Über die Etablierung eines gut funktionierenden Datenschutzsystems entscheiden gerade in kleineren Betrieben oft ganz simple Gründe. "Für viele Mittelständler ist es eine Kostenfrage, welche externen Datenschützer sie sich ins Haus holen. Da wird oft der billigste gesucht", sagt Eckhard Andree. Auch besäßen viele kleine Betriebe gar keine richtige Personalabteilung, die sich mit datenschutzrechtlichen EDV-Belangen befasst. "Das macht dann irgendjemand mit", weiß Andree.

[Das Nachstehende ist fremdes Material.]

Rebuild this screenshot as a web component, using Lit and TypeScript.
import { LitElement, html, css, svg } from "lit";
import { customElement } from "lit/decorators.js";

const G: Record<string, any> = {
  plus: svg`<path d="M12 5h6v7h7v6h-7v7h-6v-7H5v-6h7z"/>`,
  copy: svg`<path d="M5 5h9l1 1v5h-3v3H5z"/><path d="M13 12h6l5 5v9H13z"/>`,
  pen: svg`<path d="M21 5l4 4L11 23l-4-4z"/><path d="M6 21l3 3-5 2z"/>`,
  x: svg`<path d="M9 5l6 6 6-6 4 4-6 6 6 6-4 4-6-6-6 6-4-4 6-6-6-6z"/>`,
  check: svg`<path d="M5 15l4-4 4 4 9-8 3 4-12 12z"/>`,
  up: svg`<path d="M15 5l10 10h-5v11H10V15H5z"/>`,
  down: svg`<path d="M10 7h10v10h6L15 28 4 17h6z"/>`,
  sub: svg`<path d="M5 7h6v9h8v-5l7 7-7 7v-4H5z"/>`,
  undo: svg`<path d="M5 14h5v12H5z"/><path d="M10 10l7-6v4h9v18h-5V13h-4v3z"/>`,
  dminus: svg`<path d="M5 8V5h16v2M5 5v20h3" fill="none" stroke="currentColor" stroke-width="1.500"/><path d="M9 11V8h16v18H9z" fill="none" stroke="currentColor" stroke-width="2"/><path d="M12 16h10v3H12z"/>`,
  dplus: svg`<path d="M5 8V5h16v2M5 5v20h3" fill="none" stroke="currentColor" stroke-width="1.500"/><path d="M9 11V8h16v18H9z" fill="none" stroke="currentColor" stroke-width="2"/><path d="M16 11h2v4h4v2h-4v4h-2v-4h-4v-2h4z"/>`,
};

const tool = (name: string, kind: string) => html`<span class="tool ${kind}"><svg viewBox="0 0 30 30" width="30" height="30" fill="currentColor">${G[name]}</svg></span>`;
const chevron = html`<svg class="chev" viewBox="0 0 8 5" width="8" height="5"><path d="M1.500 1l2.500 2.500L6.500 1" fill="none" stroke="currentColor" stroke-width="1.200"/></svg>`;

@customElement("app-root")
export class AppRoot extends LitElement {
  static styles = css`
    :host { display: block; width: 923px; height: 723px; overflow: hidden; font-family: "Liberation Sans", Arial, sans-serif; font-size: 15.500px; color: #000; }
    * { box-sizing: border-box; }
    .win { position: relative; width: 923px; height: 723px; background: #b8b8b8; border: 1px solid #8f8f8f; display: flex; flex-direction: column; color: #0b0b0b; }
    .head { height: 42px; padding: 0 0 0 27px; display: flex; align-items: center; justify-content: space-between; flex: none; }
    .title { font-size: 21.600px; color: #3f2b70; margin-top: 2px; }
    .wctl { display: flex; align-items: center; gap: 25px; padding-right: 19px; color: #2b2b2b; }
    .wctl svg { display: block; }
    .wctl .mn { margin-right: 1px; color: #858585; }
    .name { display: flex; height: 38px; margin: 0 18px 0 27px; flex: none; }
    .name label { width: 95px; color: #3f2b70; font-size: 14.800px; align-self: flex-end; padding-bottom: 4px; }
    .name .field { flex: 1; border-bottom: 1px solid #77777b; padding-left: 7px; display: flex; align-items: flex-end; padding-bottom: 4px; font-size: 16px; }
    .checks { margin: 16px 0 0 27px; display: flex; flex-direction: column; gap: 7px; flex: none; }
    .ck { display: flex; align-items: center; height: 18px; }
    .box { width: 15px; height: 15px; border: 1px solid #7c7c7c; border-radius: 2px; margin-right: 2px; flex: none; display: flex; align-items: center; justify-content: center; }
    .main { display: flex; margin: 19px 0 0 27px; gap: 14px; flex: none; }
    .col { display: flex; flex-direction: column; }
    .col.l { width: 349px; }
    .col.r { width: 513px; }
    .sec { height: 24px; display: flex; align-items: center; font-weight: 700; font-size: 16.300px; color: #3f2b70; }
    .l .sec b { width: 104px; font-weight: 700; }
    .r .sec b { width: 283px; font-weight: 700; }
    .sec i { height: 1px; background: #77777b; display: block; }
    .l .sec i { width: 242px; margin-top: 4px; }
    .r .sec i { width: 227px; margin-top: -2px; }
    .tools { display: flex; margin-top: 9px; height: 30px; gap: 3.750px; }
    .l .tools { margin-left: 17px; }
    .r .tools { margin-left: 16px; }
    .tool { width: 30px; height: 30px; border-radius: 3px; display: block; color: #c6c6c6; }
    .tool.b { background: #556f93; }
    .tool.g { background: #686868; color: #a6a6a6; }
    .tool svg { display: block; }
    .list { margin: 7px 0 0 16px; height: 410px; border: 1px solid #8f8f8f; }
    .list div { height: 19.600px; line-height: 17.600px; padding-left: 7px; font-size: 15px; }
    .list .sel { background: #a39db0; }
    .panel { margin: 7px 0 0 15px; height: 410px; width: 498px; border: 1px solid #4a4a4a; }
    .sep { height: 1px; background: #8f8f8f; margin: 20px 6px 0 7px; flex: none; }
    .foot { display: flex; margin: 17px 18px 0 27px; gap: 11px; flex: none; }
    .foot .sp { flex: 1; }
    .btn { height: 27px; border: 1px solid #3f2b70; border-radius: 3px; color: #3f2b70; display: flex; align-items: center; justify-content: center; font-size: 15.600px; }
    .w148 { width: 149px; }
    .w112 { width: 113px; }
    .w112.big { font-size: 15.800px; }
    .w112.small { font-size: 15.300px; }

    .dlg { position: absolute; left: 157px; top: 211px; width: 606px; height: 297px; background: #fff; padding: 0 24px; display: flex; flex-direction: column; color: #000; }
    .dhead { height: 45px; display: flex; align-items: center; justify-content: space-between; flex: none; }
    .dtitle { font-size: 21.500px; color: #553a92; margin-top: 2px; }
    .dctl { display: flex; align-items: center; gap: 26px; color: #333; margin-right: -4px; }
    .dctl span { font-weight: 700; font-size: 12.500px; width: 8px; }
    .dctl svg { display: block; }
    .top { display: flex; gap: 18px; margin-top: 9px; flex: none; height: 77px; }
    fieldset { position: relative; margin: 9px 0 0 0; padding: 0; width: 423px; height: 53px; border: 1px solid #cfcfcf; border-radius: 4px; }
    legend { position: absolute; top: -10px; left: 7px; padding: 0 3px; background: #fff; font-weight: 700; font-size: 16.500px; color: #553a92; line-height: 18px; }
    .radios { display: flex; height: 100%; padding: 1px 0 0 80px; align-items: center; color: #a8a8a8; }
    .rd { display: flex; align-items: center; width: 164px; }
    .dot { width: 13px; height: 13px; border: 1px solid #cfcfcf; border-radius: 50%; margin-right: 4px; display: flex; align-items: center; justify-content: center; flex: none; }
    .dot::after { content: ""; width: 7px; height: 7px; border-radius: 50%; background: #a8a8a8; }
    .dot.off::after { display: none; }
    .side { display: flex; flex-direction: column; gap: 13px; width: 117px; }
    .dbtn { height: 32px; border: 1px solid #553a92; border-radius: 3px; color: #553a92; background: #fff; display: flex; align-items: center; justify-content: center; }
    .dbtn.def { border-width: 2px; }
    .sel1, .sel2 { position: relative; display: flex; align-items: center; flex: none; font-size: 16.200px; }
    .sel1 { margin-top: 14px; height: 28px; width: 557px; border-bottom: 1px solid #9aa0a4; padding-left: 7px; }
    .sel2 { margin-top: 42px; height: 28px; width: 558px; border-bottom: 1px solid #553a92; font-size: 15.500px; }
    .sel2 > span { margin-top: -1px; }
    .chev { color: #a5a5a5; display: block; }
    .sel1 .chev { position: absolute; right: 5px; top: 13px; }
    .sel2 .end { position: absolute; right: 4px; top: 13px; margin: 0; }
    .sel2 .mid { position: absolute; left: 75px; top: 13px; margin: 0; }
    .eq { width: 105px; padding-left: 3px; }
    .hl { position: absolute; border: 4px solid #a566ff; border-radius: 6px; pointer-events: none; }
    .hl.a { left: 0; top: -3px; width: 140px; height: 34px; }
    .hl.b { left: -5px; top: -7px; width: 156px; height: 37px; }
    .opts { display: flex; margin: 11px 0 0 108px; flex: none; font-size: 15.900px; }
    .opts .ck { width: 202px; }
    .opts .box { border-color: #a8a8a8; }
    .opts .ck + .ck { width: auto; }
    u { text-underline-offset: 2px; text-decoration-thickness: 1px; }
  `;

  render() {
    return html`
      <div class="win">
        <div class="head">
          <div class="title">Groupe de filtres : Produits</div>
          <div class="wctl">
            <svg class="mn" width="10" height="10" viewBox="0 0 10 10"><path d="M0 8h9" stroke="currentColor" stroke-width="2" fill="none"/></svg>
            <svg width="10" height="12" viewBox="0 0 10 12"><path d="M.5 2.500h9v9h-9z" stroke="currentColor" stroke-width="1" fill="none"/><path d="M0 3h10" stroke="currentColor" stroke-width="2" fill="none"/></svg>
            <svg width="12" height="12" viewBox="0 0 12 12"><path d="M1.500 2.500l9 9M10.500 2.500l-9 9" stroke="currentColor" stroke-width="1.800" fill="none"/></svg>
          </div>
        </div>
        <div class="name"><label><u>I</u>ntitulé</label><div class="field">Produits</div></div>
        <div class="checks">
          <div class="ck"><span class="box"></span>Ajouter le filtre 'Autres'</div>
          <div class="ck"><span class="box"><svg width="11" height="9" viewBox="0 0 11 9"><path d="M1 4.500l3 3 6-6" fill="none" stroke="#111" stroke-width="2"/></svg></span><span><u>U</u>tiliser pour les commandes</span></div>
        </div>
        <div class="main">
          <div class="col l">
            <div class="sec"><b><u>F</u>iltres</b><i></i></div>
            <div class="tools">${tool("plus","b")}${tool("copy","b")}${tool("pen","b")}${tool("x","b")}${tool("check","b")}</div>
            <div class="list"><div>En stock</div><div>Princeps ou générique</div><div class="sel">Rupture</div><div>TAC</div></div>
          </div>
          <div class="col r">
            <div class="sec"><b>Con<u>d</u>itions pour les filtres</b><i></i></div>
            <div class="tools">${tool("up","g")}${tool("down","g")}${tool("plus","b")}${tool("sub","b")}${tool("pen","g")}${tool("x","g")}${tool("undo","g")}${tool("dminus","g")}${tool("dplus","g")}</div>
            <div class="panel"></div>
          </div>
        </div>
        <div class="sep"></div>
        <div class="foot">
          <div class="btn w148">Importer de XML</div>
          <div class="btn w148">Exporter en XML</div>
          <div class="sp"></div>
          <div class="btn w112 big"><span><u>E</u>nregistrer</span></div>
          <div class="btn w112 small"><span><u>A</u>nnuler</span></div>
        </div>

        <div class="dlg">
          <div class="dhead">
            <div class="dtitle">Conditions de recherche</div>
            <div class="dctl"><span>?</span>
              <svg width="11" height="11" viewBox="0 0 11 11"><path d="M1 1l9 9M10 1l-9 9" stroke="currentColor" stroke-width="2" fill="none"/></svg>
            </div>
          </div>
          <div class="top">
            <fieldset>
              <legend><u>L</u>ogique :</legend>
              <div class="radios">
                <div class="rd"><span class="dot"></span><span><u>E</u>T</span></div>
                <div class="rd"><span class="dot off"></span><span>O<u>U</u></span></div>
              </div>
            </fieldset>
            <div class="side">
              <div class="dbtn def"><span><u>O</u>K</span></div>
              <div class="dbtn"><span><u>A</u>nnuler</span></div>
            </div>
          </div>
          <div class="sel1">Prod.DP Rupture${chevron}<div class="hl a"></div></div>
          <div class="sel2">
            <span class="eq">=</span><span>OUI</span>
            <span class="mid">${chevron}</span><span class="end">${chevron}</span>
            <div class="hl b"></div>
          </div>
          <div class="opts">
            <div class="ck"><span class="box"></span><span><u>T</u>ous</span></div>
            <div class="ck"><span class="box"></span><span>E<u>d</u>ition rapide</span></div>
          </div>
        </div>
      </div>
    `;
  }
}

Internationale Großkonzerne haben dagegen andere Probleme. Zum Beispiel der europäische Luft- und Raumfahrtkonzern EADS. 120.000 Mitarbeiter beschäftigt der Konzern, rund 40.000 davon in Deutschland. "Man kann bei diesen Dimensionen unmöglich alles mitkriegen", sagt Dietrich Milder. Er ist Datenschutzkoordinator in Friedrichshafen. Dort arbeiten 2.000 Menschen für EADS. Als Entschuldigung ist das nicht gemeint. Denn Milder beklagt auch: "Der Datenschutzbeauftragte ist immer der letzte, der etwas erfährt." Natürlich sei das auch nicht bei allen Projekten nötig. "Aber wenn es um neue technische Anwendungen im Personalbereich oder um Videoüberwachungen geht, dann sollte der Datenschutzbeauftragte schon im Vorfeld in die Entscheidungen einbezogen werden", fordert Milder. Das BDSG enthalte diesbezüglich leider keine spezifischen Regelungen.
Auch auf internationaler Ebene erschweren unklare und unterschiedliche Datenschutzbestimmungen die Zusammenarbeit mit Mutterkonzernen, vor allem in den USA. "Da will die Mutter dann einfach alle Gesundheitsdaten der Mitarbeiter haben und es bleibt unklar, wozu", beschreibt Andree die Probleme. Es komme dann sehr darauf an, wie stark der Betriebsrat sei. Zusammen mit diesem könne der Datenschutzbeauftragte versuchen, die Daten zurückzuhalten. "Das ist reines politisches Lavieren. Es geht um Machtverhältnisse", so Andree. Das sieht offenbar auch die BDA so - nur aus der anderen Perspektive: "Ein Arbeitgeberdatenschutzgesetz darf nicht als Vehikel benutzt werden, um unter dem Deckmantel des Datenschutzes Kernmaterien des Arbeitsrechts zu ändern und die betriebliche Mitbestimmung auszuweiten", sagte BDA-Vertreter Roland Wolf in der Anhörung.
Für die Datenschützer sind jedoch selbst die bestehenden gesetzlichen Regelungen zu lax. Zwar können die Aufsichtsbehörden der Bundesländer bei Verstößen gegen das BDSG Bußgelder verhängen. "Doch die bewegen sich oft im dreistelligen Bereich. Darüber lachen die Firmen. Die gesetzliche Keule ist also wirkungslos", sagt Andree.
Um dies zu ändern, fordert der Berufsverband der Datenschutzbeauftragten schon seit Jahren, die Rechtsunsicherheiten zu beenden und ein eigenständiges Arbeitnehmerdatenschutzgesetz zu formulieren. Doch während es den Datenschützern angesichts der Bespitzelungsskandale in Großunternehmen nicht schnell genug gehen kann, warnt die BDA vor einem "Hau-Ruck-Verfahren". Noch ist unklar, wie der Mittelweg aussehen kann.